送迎バス安全装置「あくまで補助」 人の目での確認徹底 義務化に現場の思い複雑【届かぬ声 子どもの現場は今】

 昨年9月に牧之原市で起きた送迎バス園児置き去り死事件を機に、幼稚園やこども園などで義務化された安全装置。国の点検結果によると、6月末時点の設置率は全国で55・1%、県内で62・8%にとどまる。国や県は早期の設置を促すとしているが、現場を訪ねると複雑な思いで義務化を受け入れつつ、人の目による確認を改めて徹底する保育者らの姿が見えてきた。

送迎バスの車内最後部に取り付けられた安全装置=14日、静岡市葵区の麻機幼稚園駐車場
送迎バスの車内最後部に取り付けられた安全装置=14日、静岡市葵区の麻機幼稚園駐車場


 「ピピピッ、ピピピッ」。7月中旬、静岡市葵区の麻機幼稚園駐車場。午前9時過ぎ、園児の送迎を終えたバスのエンジンが止まると、車内最後部から確認を促す安全装置の電子音が鳴り響いた。運転手の男性は忘れ物がないか、座席の下も含めて車内をくまなく見回した後、装置の停止スイッチを押した。「こうした作業の先にスイッチを押す行為があることを忘れてはいけない」。男性は装置の操作が目的化し、肝心の確認がおろそかになることがないよう自らに言い聞かせた。
 同園は6月中旬までに、保有する園バス全4台に安全装置を設置した。
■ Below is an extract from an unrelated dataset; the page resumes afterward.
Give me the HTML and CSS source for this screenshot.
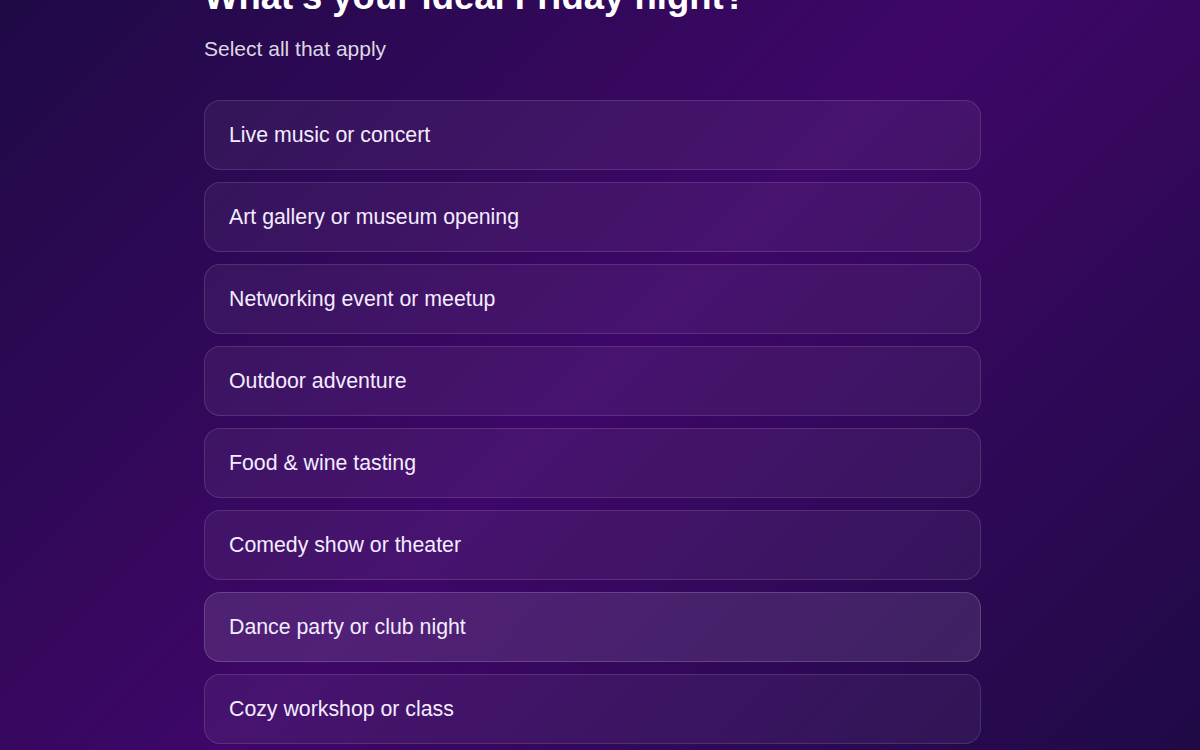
FILE: index.html
```html
<!DOCTYPE html>
<html lang="en">
<head>
    <meta charset="UTF-8">
    <meta name="viewport" content="width=device-width, initial-scale=1.0">
    <title>Friday Night Quiz</title>
    <link rel="stylesheet" href="styles.css">
</head>
<body>
    <div class="quiz">
        <h1 class="question">What's your ideal Friday night?</h1>
        <p class="hint">Select all that apply</p>

        <div class="options">
            <div class="option">Live music or concert</div>
            <div class="option">Art gallery or museum opening</div>
            <div class="option">Networking event or meetup</div>
            <div class="option">Outdoor adventure</div>
            <div class="option">Food &amp; wine tasting</div>
            <div class="option">Comedy show or theater</div>
            <div class="option hover">Dance party or club night</div>
            <div class="option">Cozy workshop or class</div>
        </div>
    </div>
</body>
</html>
```

FILE: styles.css
```css
html, body {
    margin: 0;
    height: 100%;
}
body {
    font-family: "Liberation Sans", Arial, sans-serif;
    color: #f4ecff;
    background: linear-gradient(135deg, #1f0a45 0%, #3e0768 50%, #1f0a45 100%);
    overflow: hidden;
    padding-right: 15px;
    box-sizing: border-box;
}
.quiz {
    max-width: 777px;
    margin: -25px auto 0;
}
.question {
    font-size: 36.5px;
    line-height: 43px;
    font-weight: bold;
    color: #ffffff;
    margin: 0;
}
.hint {
    font-size: 21px;
    color: rgba(255, 255, 255, 0.85);
    margin: 19px 0 0;
}
.options {
    display: flex;
    flex-direction: column;
    gap: 12px;
    margin-top: 39px;
}
.option {
    height: 70px;
    box-sizing: border-box;
    display: flex;
    align-items: center;
    padding: 0 24px;
    font-size: 21.3px;
    background-color: rgba(255, 255, 255, 0.05);
    border: 1px solid rgba(255, 255, 255, 0.12);
    border-radius: 16px;
    cursor: pointer;
}
.option.hover {
    background-color: rgba(255, 255, 255, 0.1);
    border-color: rgba(255, 255, 255, 0.16);
}
```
装置はエンジン停止後から4段階で音が変化し、十数分たっても停止されないと警笛が鳴る仕組み。高橋明人園長(62)は「あくまでも機械は補助」と強調し、「バスに限らず園児の所在確認は基本。誰がいて誰がいないのか、いないなら理由は何かを常に把握しなければ」と、園内の連絡にも手落ちがないよう気を配る。
 沼津市の認定こども園「原町幼稚園」は事件を受け、「確認済」と書かれた札を外から見えるようバス最後部の窓に掲げてきた。職員同士で注意力を高めてきただけに、国の義務化の号令には驚きと戸惑いがあったという。設置後も札の掲出を継続している。鶴谷主一園長(62)は「装置にヒューマンエラーを防ぐ効果はあるが、大事なのは職員の意識。意識を高めるのは園長の仕事」と気を引き締める。
 県中部のこども園園長は当初、安全装置の義務化に「『機械がなければ確認はできないよね』と言われているようで、国家資格を持つ者として屈辱だった」と胸中を明かす。県西部でこども園を運営する理事長は「複数の人の目で確認するシステムを構築する方が大切。基本的に装置は必要ないと思っているが、決まった以上は設置せざるを得ない」として、設置済みの他施設から情報を集めた上で最適な機器を取り付けるという。
 (「届かぬ声」取材班)

 <メモ>昨年9月5日、牧之原市の認定こども園「川崎幼稚園」で園児の河本千奈ちゃん=当時(3)=が置き去りにされて死亡した事件を受け、国は置き去りを防ぐ安全装置の設置を全国の保育施設や幼稚園などに義務化した。対象は通園を目的とした3列以上の座席がある車両。エンジン停止後にセンサーが作動し、置き去りにされた園児がいれば警報が鳴る「自動検知式」と、車内の確認を促すアナウンスが流れる「降車時確認式」の2種類に大別される。国土交通省のガイドラインを満たした装置を各施設が購入して取り付ける。1台当たり17万5000円を上限に国が費用を補助する。